TASK PROMPT:
Gather from the listing below each line that includes the word "page", and copy it.

DATA LISTING:
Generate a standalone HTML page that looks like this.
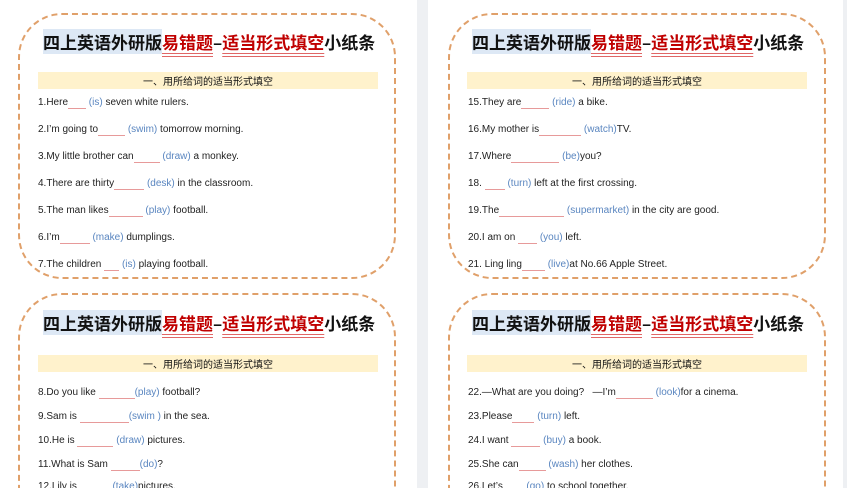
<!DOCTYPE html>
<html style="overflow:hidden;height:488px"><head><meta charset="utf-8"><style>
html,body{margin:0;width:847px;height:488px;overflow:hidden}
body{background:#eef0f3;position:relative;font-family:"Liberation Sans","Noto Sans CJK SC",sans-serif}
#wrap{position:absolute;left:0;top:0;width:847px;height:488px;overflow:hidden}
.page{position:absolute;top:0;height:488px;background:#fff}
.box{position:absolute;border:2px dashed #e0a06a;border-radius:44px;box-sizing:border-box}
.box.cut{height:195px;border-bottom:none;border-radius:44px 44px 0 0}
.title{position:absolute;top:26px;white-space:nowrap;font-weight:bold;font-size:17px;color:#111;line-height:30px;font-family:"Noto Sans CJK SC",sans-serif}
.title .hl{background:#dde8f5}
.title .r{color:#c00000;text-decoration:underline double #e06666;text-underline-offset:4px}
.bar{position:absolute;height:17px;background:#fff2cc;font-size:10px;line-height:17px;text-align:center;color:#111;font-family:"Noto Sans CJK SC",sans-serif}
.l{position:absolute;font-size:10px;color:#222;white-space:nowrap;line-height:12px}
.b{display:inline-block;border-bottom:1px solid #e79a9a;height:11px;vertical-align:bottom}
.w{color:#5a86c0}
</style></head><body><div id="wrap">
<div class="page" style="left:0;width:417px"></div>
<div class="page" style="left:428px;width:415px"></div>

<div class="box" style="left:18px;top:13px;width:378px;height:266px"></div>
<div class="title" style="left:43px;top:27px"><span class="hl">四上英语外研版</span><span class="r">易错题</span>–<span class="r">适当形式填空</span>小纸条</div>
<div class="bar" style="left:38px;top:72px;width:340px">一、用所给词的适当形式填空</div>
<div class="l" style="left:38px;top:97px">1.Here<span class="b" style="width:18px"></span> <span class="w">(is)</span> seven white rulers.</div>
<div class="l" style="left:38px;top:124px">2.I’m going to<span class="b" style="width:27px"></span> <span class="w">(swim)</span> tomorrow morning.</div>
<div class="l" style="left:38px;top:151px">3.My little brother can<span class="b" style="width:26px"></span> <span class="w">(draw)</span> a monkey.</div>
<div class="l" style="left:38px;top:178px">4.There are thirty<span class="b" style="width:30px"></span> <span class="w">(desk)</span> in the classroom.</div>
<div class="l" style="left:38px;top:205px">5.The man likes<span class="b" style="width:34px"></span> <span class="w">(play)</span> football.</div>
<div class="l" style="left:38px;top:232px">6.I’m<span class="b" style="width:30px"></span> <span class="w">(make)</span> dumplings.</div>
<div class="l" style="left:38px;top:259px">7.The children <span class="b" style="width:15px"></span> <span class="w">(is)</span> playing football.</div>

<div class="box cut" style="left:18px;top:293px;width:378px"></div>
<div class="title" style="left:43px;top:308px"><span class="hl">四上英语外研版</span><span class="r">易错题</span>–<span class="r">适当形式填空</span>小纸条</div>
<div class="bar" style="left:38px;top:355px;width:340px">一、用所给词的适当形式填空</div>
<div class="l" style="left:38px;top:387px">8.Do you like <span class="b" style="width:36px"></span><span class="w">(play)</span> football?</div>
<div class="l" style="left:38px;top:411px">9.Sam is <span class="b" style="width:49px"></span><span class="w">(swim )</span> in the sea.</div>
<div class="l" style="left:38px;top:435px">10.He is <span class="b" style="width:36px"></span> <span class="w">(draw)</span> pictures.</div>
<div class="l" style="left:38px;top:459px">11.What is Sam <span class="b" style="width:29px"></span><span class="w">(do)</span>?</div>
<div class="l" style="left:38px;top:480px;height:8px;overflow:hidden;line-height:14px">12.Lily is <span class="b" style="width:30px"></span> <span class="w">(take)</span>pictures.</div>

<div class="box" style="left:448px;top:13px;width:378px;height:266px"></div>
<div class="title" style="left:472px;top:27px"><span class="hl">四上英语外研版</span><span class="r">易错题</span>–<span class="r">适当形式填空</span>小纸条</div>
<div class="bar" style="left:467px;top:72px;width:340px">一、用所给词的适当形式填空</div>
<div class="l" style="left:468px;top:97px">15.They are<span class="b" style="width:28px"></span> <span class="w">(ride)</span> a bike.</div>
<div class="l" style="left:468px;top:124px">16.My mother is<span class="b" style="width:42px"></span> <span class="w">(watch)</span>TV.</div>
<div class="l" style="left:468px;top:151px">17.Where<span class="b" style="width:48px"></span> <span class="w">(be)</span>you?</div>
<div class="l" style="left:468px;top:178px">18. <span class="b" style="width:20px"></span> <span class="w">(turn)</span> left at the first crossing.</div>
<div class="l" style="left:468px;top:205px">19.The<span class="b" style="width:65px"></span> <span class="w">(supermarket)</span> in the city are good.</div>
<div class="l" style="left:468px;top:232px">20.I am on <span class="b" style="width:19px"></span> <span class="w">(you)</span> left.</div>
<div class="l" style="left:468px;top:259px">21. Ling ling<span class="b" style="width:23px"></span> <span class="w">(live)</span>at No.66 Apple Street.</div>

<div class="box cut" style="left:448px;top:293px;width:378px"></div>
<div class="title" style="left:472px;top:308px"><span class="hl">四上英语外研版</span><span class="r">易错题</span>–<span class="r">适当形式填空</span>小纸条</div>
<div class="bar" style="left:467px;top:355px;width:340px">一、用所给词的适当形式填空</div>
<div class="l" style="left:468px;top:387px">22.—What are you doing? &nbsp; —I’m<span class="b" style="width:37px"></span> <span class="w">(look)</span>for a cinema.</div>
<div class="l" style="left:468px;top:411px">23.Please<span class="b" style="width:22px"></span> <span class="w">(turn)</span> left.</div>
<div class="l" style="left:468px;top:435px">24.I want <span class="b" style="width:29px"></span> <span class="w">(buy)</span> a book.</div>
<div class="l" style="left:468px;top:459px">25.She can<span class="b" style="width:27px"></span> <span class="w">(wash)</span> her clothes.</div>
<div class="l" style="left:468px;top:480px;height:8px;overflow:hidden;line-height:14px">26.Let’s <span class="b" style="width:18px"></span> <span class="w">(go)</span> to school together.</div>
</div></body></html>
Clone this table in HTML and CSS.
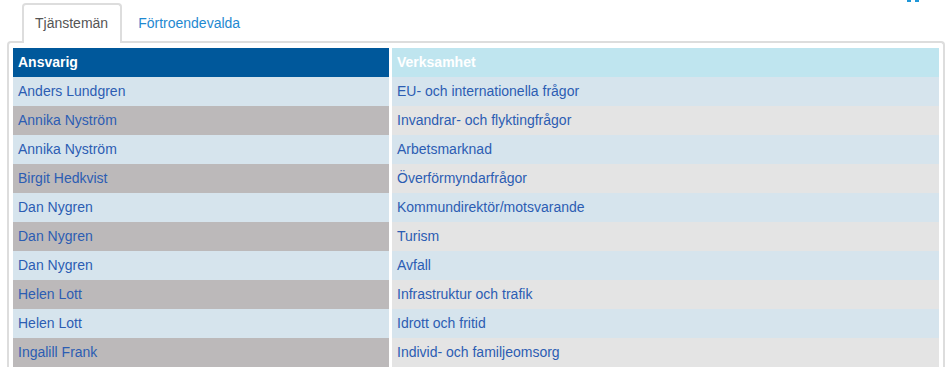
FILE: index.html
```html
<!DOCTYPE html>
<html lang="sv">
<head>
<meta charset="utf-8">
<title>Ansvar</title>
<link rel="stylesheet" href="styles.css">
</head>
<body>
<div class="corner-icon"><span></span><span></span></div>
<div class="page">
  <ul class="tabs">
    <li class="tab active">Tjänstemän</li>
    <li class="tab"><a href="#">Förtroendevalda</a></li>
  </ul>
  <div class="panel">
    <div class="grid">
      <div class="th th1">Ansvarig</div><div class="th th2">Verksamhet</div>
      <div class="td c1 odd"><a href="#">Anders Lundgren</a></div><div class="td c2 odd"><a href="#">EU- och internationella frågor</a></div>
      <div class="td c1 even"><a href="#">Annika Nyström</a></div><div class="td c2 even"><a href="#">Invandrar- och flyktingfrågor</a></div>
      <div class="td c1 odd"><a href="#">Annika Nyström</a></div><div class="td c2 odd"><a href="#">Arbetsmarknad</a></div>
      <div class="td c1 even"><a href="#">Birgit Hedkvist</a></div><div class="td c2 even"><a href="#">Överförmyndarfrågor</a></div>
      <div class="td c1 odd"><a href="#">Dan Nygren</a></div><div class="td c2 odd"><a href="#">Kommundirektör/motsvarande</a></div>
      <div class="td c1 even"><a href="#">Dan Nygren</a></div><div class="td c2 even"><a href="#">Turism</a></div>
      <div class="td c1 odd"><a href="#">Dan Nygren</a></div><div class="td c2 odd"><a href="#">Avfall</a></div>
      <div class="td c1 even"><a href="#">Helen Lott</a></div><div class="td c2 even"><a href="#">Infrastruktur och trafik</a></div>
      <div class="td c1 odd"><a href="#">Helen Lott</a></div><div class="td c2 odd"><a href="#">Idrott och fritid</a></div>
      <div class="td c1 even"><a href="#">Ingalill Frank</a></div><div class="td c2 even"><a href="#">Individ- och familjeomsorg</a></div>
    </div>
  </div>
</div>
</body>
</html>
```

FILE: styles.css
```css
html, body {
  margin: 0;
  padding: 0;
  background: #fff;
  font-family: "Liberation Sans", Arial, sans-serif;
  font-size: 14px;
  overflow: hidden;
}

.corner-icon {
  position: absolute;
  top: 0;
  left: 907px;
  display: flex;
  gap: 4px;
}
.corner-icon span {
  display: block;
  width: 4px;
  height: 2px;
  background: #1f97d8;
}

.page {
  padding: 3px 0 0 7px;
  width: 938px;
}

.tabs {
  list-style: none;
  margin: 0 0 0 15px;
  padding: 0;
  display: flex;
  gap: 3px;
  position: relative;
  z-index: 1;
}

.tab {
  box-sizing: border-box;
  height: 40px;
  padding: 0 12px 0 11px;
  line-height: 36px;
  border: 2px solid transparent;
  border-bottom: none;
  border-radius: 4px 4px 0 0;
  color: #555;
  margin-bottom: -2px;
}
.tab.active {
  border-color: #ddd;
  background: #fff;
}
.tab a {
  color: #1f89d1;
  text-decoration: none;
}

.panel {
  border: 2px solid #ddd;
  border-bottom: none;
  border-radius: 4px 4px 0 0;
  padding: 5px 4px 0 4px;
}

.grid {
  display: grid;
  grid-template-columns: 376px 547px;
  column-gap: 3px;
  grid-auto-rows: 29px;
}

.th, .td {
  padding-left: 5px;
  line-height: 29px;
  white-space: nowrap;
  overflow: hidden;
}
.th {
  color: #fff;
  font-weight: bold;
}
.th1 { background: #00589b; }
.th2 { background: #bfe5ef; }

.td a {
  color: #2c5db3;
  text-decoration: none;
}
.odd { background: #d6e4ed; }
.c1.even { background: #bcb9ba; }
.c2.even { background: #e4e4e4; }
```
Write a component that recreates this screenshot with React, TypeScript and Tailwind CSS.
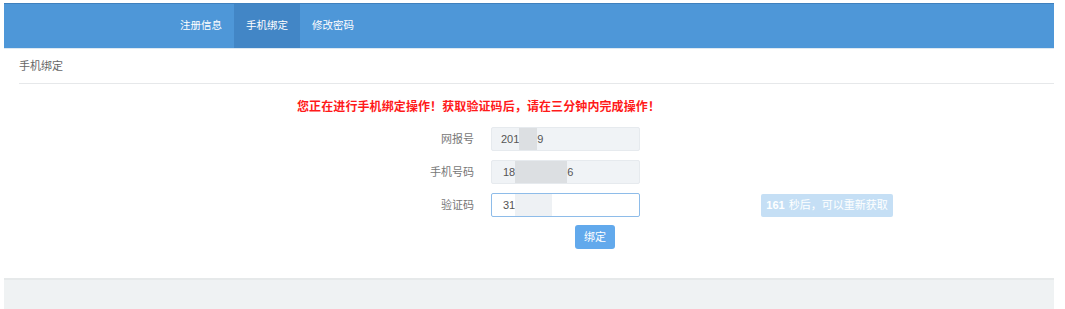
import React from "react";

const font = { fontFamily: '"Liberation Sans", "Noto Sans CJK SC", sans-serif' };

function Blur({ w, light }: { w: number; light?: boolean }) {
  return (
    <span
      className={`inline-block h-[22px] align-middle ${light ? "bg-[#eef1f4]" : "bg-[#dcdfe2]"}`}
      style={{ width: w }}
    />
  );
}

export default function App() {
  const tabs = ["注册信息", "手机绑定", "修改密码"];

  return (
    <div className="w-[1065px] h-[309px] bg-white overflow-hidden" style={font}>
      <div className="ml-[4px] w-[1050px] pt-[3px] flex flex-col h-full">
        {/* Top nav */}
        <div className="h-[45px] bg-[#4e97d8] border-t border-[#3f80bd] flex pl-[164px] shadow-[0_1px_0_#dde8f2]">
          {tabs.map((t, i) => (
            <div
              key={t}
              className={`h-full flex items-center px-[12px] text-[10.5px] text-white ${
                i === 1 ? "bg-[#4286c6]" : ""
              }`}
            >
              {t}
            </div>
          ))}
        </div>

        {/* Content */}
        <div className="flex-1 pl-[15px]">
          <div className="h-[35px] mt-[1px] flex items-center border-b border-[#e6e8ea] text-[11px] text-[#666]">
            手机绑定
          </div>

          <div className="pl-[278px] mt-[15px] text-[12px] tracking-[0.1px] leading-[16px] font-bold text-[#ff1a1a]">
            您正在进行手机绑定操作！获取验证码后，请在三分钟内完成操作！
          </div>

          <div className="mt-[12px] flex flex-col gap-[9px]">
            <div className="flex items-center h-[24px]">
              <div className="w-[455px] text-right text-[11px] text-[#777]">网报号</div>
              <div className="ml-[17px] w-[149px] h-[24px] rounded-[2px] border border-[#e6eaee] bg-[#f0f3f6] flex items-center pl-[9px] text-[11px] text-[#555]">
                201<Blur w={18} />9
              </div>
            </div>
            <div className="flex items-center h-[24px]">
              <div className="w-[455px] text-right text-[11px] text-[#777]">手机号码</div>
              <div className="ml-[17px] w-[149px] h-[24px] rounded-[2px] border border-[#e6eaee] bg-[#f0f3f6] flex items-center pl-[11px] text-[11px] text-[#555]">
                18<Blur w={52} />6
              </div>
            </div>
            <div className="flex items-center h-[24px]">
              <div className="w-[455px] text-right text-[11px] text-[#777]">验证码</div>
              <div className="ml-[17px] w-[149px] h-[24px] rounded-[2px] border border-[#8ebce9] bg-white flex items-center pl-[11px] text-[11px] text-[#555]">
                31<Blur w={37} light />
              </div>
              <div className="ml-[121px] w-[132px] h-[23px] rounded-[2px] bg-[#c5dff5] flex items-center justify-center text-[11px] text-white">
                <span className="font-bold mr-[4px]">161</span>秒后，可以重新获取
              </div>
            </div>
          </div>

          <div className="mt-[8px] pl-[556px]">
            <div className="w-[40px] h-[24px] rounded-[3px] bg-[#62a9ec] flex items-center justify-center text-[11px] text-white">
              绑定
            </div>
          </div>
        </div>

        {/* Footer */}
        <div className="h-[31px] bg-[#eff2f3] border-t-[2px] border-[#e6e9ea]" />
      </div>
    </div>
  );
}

SOLUTION TO THIS PROBLEM:
Generate a standalone HTML page that looks like this.
.page{position:absolute;top:0;height:488px;background:#fff}
<div class="page" style="left:0;width:417px"></div>
<div class="page" style="left:428px;width:415px"></div>
<div class="page">
.page {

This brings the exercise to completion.